**REQUIREMENTS**
Copy the data below exactly, omitting any picture it contains.
________________
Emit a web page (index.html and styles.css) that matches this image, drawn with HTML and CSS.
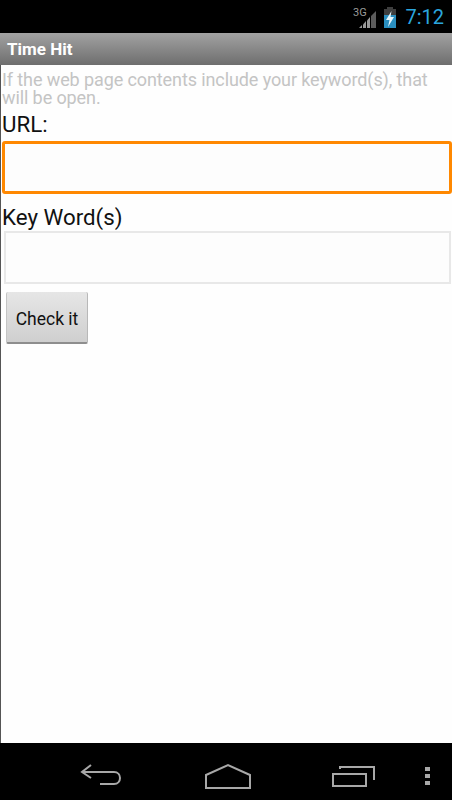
FILE: index.html
```html
<!DOCTYPE html>
<html lang="en">
<head>
<meta charset="UTF-8">
<title>Time Hit</title>
<link rel="stylesheet" href="styles.css">
</head>
<body>
<div class="status-bar">
  <svg class="signal" width="24" height="24" viewBox="0 0 24 24">
    <text x="0" y="11" class="net">3G</text>
    <path d="M6 23h3v-3H9z" fill="#9a9a9a"/>
    <path d="M10 23h3v-7l-3 3.500z" fill="#9a9a9a"/>
    <path d="M14 23h3V12l-3 3.500z" fill="#9a9a9a"/>
    <path d="M18 23h5V6l-5 5z" fill="#5c5c5c"/>
  </svg>
  <svg class="battery" width="14" height="24" viewBox="0 0 14 24">
    <path d="M4 2h6v2h3v7H1V4h3z" fill="#3f3f3f"/>
    <path d="M1 10h12v13H1z" fill="#2a8fc0"/>
    <path d="M8.500 6L3 15h3.500L5 22l6-10H7.500z" fill="#e6f6fc"/>
  </svg>
  <span class="clock">7:12</span>
</div>
<div class="title-bar">Time Hit</div>
<div class="content">
  <p class="hint">If the web page contents include your keyword(s), that will be open.</p>
  <label class="field-label url-label" for="url">URL:</label>
  <input class="url-input" type="text" id="url">
  <label class="field-label key-label" for="keys">Key Word(s)</label>
  <input class="key-input" type="text" id="keys">
  <button class="check-btn">Check it</button>
</div>
<div class="nav-bar">
  <svg class="nav-back" width="44" height="24" viewBox="0 0 44 24" fill="none" stroke="#a8a8a8" stroke-width="2">
    <path d="M11 2L2 9l9 6"/>
    <path d="M2 9h32c8 0 8 12 0 12H20"/>
  </svg>
  <svg class="nav-home" width="48" height="26" viewBox="0 0 48 26" fill="none" stroke="#a8a8a8" stroke-width="2">
    <path d="M2 12L24 2l22 10v13H2z"/>
  </svg>
  <svg class="nav-recent" width="44" height="24" viewBox="0 0 44 24" fill="none" stroke="#a8a8a8" stroke-width="2">
    <path d="M1 10h33v12H1z"/>
    <path d="M8 5V3h34v13"/>
  </svg>
  <div class="nav-menu"><i></i><i></i><i></i></div>
</div>
</body>
</html>
```

FILE: styles.css
```css
body {
  margin: 0;
  width: 452px;
  height: 800px;
  display: flex;
  flex-direction: column;
  overflow: hidden;
  font-family: Roboto, "Liberation Sans", sans-serif;
  background-color: #fefefe;
}

.status-bar {
  height: 33px;
  background-color: #000;
  display: flex;
  align-items: center;
  justify-content: flex-end;
  padding-right: 8px;
  flex-shrink: 0;
}
.signal {
  margin-right: 6px;
}
.net {
  font-size: 11px;
  fill: #9a9a9a;
}
.battery {
  margin-right: 8px;
}
.clock {
  font-size: 20px;
  color: #2ba6de;
}

.title-bar {
  height: 32px;
  line-height: 32px;
  padding-left: 7px;
  background: linear-gradient(#a2a2a2, #6e6e6e);
  color: #fff;
  font-size: 17px;
  font-weight: bold;
  flex-shrink: 0;
}

.content {
  flex: 1;
  display: flex;
  flex-direction: column;
  align-items: flex-start;
  border-left: 1px solid #555;
  padding-top: 6px;
}
.hint {
  margin: 0 0 0 1px;
  font-size: 18px;
  letter-spacing: -0.1px;
  line-height: 18px;
  color: #c4c4c4;
}
.field-label {
  margin-left: 1px;
  font-size: 22.300px;
  line-height: 26px;
  color: #111;
}
.url-label {
  margin-top: 4px;
}
.url-input {
  box-sizing: border-box;
  width: 450px;
  height: 53px;
  margin: 4px 0 0 1px;
  background-color: #fdfdfd;
  border: 3px solid #ff8800;
  border-radius: 3px;
  outline: none;
}
.key-label {
  margin-top: 10px;
}
.key-input {
  box-sizing: border-box;
  width: 447px;
  height: 53px;
  margin: 1px 0 0 3px;
  background-color: #fdfdfd;
  border: 2px solid #e8e8e8;
  border-radius: 0;
  outline: none;
}
.check-btn {
  width: 82px;
  height: 52px;
  margin: 8px 0 0 5px;
  padding: 3px 0 0;
  background: linear-gradient(#e6e6e6, #cfcfcf);
  border: none;
  border-bottom: 2px solid #8e8e8e;
  border-left: 1px solid #c4c4c4;
  border-right: 1px solid #b8b8b8;
  border-radius: 2px;
  font-family: Roboto, sans-serif;
  font-size: 17.500px;
  color: #111;
}

.nav-bar {
  height: 57px;
  background-color: #000;
  position: relative;
  flex-shrink: 0;
}
.nav-back,
.nav-home,
.nav-recent,
.nav-menu {
  position: absolute;
}
.nav-back {
  left: 80px;
  top: 20px;
}
.nav-home {
  left: 204px;
  top: 20px;
}
.nav-recent {
  left: 332px;
  top: 21px;
}
.nav-menu {
  left: 425px;
  top: 24px;
  display: flex;
  flex-direction: column;
  gap: 3px;
}
.nav-menu i {
  display: block;
  width: 5px;
  height: 4px;
  background-color: #a8a8a8;
}
```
________________
**COMPLETED TASK**
Emit a web page (index.html and styles.css) that matches this image, drawn with HTML and CSS.
FILE: index.html
```html
<!DOCTYPE html>
<html lang="en">
<head>
<meta charset="UTF-8">
<title>Time Hit</title>
<link rel="stylesheet" href="styles.css">
</head>
<body>
<div class="status-bar">
  <svg class="signal" width="24" height="24" viewBox="0 0 24 24">
    <text x="0" y="11" class="net">3G</text>
    <path d="M6 23h3v-3H9z" fill="#9a9a9a"/>
    <path d="M10 23h3v-7l-3 3.500z" fill="#9a9a9a"/>
    <path d="M14 23h3V12l-3 3.500z" fill="#9a9a9a"/>
    <path d="M18 23h5V6l-5 5z" fill="#5c5c5c"/>
  </svg>
  <svg class="battery" width="14" height="24" viewBox="0 0 14 24">
    <path d="M4 2h6v2h3v7H1V4h3z" fill="#3f3f3f"/>
    <path d="M1 10h12v13H1z" fill="#2a8fc0"/>
    <path d="M8.500 6L3 15h3.500L5 22l6-10H7.500z" fill="#e6f6fc"/>
  </svg>
  <span class="clock">7:12</span>
</div>
<div class="title-bar">Time Hit</div>
<div class="content">
  <p class="hint">If the web page contents include your keyword(s), that will be open.</p>
  <label class="field-label url-label" for="url">URL:</label>
  <input class="url-input" type="text" id="url">
  <label class="field-label key-label" for="keys">Key Word(s)</label>
  <input class="key-input" type="text" id="keys">
  <button class="check-btn">Check it</button>
</div>
<div class="nav-bar">
  <svg class="nav-back" width="44" height="24" viewBox="0 0 44 24" fill="none" stroke="#a8a8a8" stroke-width="2">
    <path d="M11 2L2 9l9 6"/>
    <path d="M2 9h32c8 0 8 12 0 12H20"/>
  </svg>
  <svg class="nav-home" width="48" height="26" viewBox="0 0 48 26" fill="none" stroke="#a8a8a8" stroke-width="2">
    <path d="M2 12L24 2l22 10v13H2z"/>
  </svg>
  <svg class="nav-recent" width="44" height="24" viewBox="0 0 44 24" fill="none" stroke="#a8a8a8" stroke-width="2">
    <path d="M1 10h33v12H1z"/>
    <path d="M8 5V3h34v13"/>
  </svg>
  <div class="nav-menu"><i></i><i></i><i></i></div>
</div>
</body>
</html>
```

FILE: styles.css
```css
body {
  margin: 0;
  width: 452px;
  height: 800px;
  display: flex;
  flex-direction: column;
  overflow: hidden;
  font-family: Roboto, "Liberation Sans", sans-serif;
  background-color: #fefefe;
}

.status-bar {
  height: 33px;
  background-color: #000;
  display: flex;
  align-items: center;
  justify-content: flex-end;
  padding-right: 8px;
  flex-shrink: 0;
}
.signal {
  margin-right: 6px;
}
.net {
  font-size: 11px;
  fill: #9a9a9a;
}
.battery {
  margin-right: 8px;
}
.clock {
  font-size: 20px;
  color: #2ba6de;
}

.title-bar {
  height: 32px;
  line-height: 32px;
  padding-left: 7px;
  background: linear-gradient(#a2a2a2, #6e6e6e);
  color: #fff;
  font-size: 17px;
  font-weight: bold;
  flex-shrink: 0;
}

.content {
  flex: 1;
  display: flex;
  flex-direction: column;
  align-items: flex-start;
  border-left: 1px solid #555;
  padding-top: 6px;
}
.hint {
  margin: 0 0 0 1px;
  font-size: 18px;
  letter-spacing: -0.1px;
  line-height: 18px;
  color: #c4c4c4;
}
.field-label {
  margin-left: 1px;
  font-size: 22.300px;
  line-height: 26px;
  color: #111;
}
.url-label {
  margin-top: 4px;
}
.url-input {
  box-sizing: border-box;
  width: 450px;
  height: 53px;
  margin: 4px 0 0 1px;
  background-color: #fdfdfd;
  border: 3px solid #ff8800;
  border-radius: 3px;
  outline: none;
}
.key-label {
  margin-top: 10px;
}
.key-input {
  box-sizing: border-box;
  width: 447px;
  height: 53px;
  margin: 1px 0 0 3px;
  background-color: #fdfdfd;
  border: 2px solid #e8e8e8;
  border-radius: 0;
  outline: none;
}
.check-btn {
  width: 82px;
  height: 52px;
  margin: 8px 0 0 5px;
  padding: 3px 0 0;
  background: linear-gradient(#e6e6e6, #cfcfcf);
  border: none;
  border-bottom: 2px solid #8e8e8e;
  border-left: 1px solid #c4c4c4;
  border-right: 1px solid #b8b8b8;
  border-radius: 2px;
  font-family: Roboto, sans-serif;
  font-size: 17.500px;
  color: #111;
}

.nav-bar {
  height: 57px;
  background-color: #000;
  position: relative;
  flex-shrink: 0;
}
.nav-back,
.nav-home,
.nav-recent,
.nav-menu {
  position: absolute;
}
.nav-back {
  left: 80px;
  top: 20px;
}
.nav-home {
  left: 204px;
  top: 20px;
}
.nav-recent {
  left: 332px;
  top: 21px;
}
.nav-menu {
  left: 425px;
  top: 24px;
  display: flex;
  flex-direction: column;
  gap: 3px;
}
.nav-menu i {
  display: block;
  width: 5px;
  height: 4px;
  background-color: #a8a8a8;
}
```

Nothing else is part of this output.